Your thumb hovers. You know what comes next. Either you keep scrolling, letting the name blur back into the digital wallpaper of your life, or you enter the contact, stare at the details, and exit without changing anything. Again.
This is not sentimentality. This is digital haunting—the particular grief of a generation that buries its dead in cloud storage and carries their voices in voicemails nobody dares replay.
The Archaeology of the Address Book
Our phones have become emotional sedimentary rock. Layer upon layer of connections, each stratum marking who we were when we saved them. The college roommate with three area codes of history. The ex whose number you memorized before you learned to guard your heart. The colleague who became family, then became memory.
Dr. Elaine Kasket, psychologist and author of All the Ghosts in the Machine, notes that digital artifacts extend the "continuing bonds" we form with the dead. In pre-digital eras, these bonds required physical objects—photographs, letters, a watch, a sweater that still smelled of them. Now we carry entire interactive memorials in our pockets. We can still call them. The phone will ring. Someone else's voice will answer, or no one will, and either way, the ritual of reaching toward absence becomes possible.
But here's what we don't discuss: the exhaustion of maintenance.
Every saved contact requires micro-decisions. When you get a new phone, you choose to migrate them. When you update your OS, they persist. When you clear storage, you protect them. These choices, invisible and automatic, constitute a form of emotional labor we never agreed to perform. We are unpaid archivists of our own pain.
Why Deletion Feels Like Betrayal
The word itself—delete—carries violence. We delete errors. Spam. Embarrassments. To delete a loved one suggests they belong to this category of discardable things. Our technology offers no vocabulary for graceful release.
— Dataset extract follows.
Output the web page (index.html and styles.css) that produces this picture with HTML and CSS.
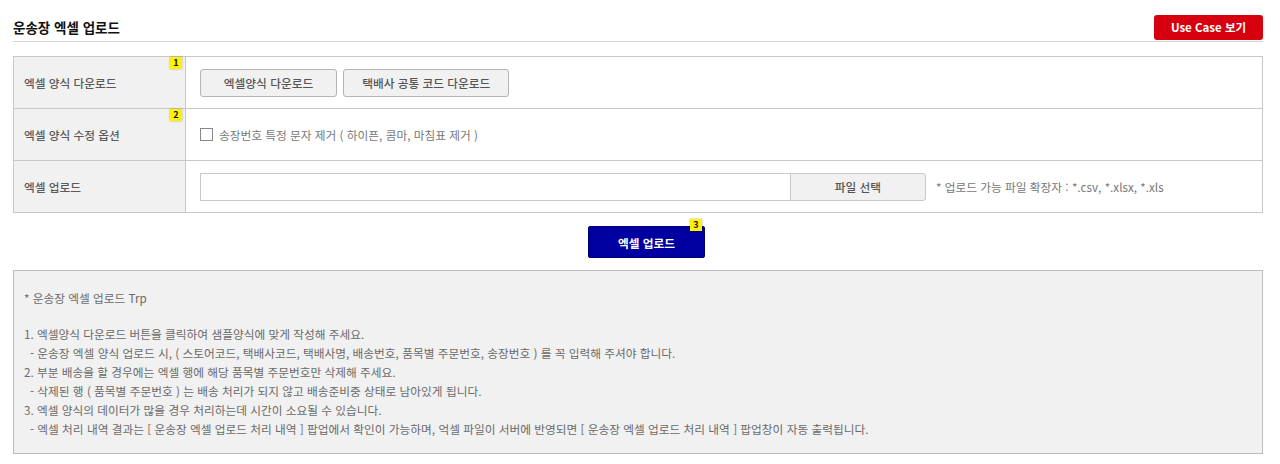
FILE: index.html
```html
<!DOCTYPE html>
<html lang="ko">
<head>
    <meta charset="UTF-8">
    <title>운송장 엑셀 업로드</title>
    <link rel="stylesheet" href="styles.css">
</head>
<body>
    <!-- Page Header -->
    <div class="page-head">
        <h2>운송장 엑셀 업로드</h2>
        <a href="#" class="btn-usecase">Use Case 보기</a>
    </div>

    <!-- Upload Form Table -->
    <table class="form-table">
        <tr>
            <th>엑셀 양식 다운로드<span class="badge">1</span></th>
            <td>
                <button class="btn-gray">엑셀양식 다운로드</button>
                <button class="btn-gray wide">택배사 공통 코드 다운로드</button>
            </td>
        </tr>
        <tr>
            <th>엑셀 양식 수정 옵션<span class="badge">2</span></th>
            <td>
                <label class="check"><input type="checkbox"> 송장번호 특정 문자 제거 ( 하이픈, 콤마, 마침표 제거 )</label>
            </td>
        </tr>
        <tr>
            <th>엑셀 업로드</th>
            <td>
                <div class="file-row">
                    <input type="text" class="file-name">
                    <button class="btn-file">파일 선택</button>
                    <span class="file-note">* 업로드 가능 파일 확장자 : *.csv, *.xlsx, *.xls</span>
                </div>
            </td>
        </tr>
    </table>

    <!-- Upload Button -->
    <div class="upload-wrap">
        <button class="btn-upload">엑셀 업로드<span class="badge">3</span></button>
    </div>

    <!-- Guide Box -->
    <div class="guide">
        <p class="guide-title">* 운송장 엑셀 업로드 Trp</p>
        <p>1. 엑셀양식 다운로드 버튼을 클릭하여 샘플양식에 맞게 작성해 주세요.</p>
        <p class="sub">- 운송장 엑셀 양식 업로드 시, ( 스토어코드, 택배사코드, 택배사명, 배송번호, 품목별 주문번호, 송장번호 ) 를 꼭 입력해 주셔야 합니다.</p>
        <p>2. 부분 배송을 할 경우에는 엑셀 행에 해당 품목별 주문번호만 삭제해 주세요.</p>
        <p class="sub">- 삭제된 행 ( 품목별 주문번호 ) 는 배송 처리가 되지 않고 배송준비중 상태로 남아있게 됩니다.</p>
        <p>3. 엑셀 양식의 데이터가 많을 경우 처리하는데 시간이 소요될 수 있습니다.</p>
        <p class="sub">- 엑셀 처리 내역 결과는 [ 운송장 엑셀 업로드 처리 내역 ] 팝업에서 확인이 가능하며, 억셀 파일이 서버에 반영되면 [ 운송장 엑셀 업로드 처리 내역 ] 팝업창이 자동 출력됩니다.</p>
    </div>
</body>
</html>
```

FILE: styles.css
```css
/* Reset */
* {
    box-sizing: border-box;
    margin: 0;
    padding: 0;
}
body {
    font-family: "Noto Sans CJK KR", "Noto Sans", sans-serif;
    font-size: 11.7px;
    color: #666;
    background: #fff;
    padding: 16px 17px 0 13px;
}

/* Header */
.page-head {
    display: flex;
    justify-content: space-between;
    align-items: flex-end;
    border-bottom: 1px solid #d6d6d6;
    height: 26px;
}
.page-head h2 {
    font-size: 13.5px;
    font-weight: bold;
    color: #111;
    line-height: 20px;
    padding-bottom: 4px;
}
.btn-usecase {
    display: block;
    width: 109px;
    height: 25px;
    line-height: 25px;
    margin-bottom: 1px;
    background-color: #d7000f;
    color: #fff;
    font-size: 11.5px;
    font-weight: bold;
    text-align: center;
    text-decoration: none;
    border-radius: 3px;
}

/* Form Table */
.form-table {
    width: 100%;
    margin-top: 14px;
    border-collapse: collapse;
    border: 1px solid #c8c8c8;
}
.form-table th,
.form-table td {
    border: 1px solid #c8c8c8;
    height: 52px;
    vertical-align: middle;
}
.form-table th {
    position: relative;
    width: 172px;
    padding-left: 10px;
    text-align: left;
    background-color: #f1f1f1;
    color: #5a5a5a;
    font-size: 11.7px;
    font-weight: 500;
}
.form-table td {
    padding-left: 14px;
}

/* Number Badges */
.badge {
    position: absolute;
    top: 0;
    right: 3px;
    width: 12px;
    height: 12px;
    line-height: 12px;
    background-color: #fff200;
    color: #111;
    font-size: 9px;
    font-weight: bold;
    text-align: center;
    box-shadow: 0 0 2px rgba(0, 0, 0, 0.3);
}

/* Buttons */
button {
    font-family: inherit;
    cursor: pointer;
}
.btn-gray {
    width: 137px;
    height: 28px;
    margin-right: 3px;
    background-color: #f1f1f1;
    border: 1px solid #b4b4b4;
    border-radius: 3px;
    color: #555;
    font-size: 11.7px;
    font-weight: 500;
    vertical-align: middle;
}
.btn-gray.wide {
    width: 166px;
}

/* Checkbox Option */
.check {
    display: flex;
    align-items: center;
    gap: 6px;
    color: #777;
    font-size: 11.7px;
}
.check input {
    appearance: none;
    width: 13px;
    height: 13px;
    border: 1px solid #888;
    background: #fff;
    margin: 0;
}

/* File Upload Row */
.file-row {
    display: flex;
    align-items: center;
}
.file-name {
    width: 590px;
    height: 28px;
    border: 1px solid #c8c8c8;
    border-right: none;
}
.btn-file {
    width: 136px;
    height: 28px;
    background-color: #f1f1f1;
    border: 1px solid #c8c8c8;
    border-radius: 0 3px 3px 0;
    color: #555;
    font-size: 11.7px;
    font-weight: 500;
}
.file-note {
    margin-left: 10px;
    color: #777;
}

/* Upload Button */
.upload-wrap {
    display: flex;
    justify-content: center;
    padding: 13px 0 12px 17px;
}
.btn-upload {
    position: relative;
    width: 117px;
    height: 32px;
    background-color: #0000a0;
    border: 1px solid #000070;
    border-radius: 2px;
    color: #fff;
    font-size: 11.7px;
    font-weight: bold;
}
.btn-upload .badge {
    top: -8px;
    right: 2px;
}

/* Guide Box */
.guide {
    background-color: #f1f1f1;
    border: 1px solid #bdbdbd;
    padding: 17px 10px 15px;
    color: #6a6a6a;
    font-size: 11.7px;
    line-height: 19px;
}
.guide-title {
    margin-bottom: 17px;
}
.guide .sub {
    padding-left: 6px;
}
```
There is no "retire to memory." No "honor and remove." Just the binary: keep or destroy.
This linguistic poverty shapes our behavior. A 2019 study in Death Studies found that 72% of bereaved participants had kept at least one digital connection to the deceased active years after the death. Not because they used it—most never called, never texted, never opened the chat history—but because removal felt like complicity in forgetting.
We have confused presence with remembrance.
Consider the physical equivalent. We do not, typically, keep a deceased parent's chair permanently occupied at the dinner table. We find other ways to remember. A framed photograph. A story told at holidays. The chair itself might be passed on, reupholstered, placed in a grandchild's first apartment—transformed rather than preserved in amber.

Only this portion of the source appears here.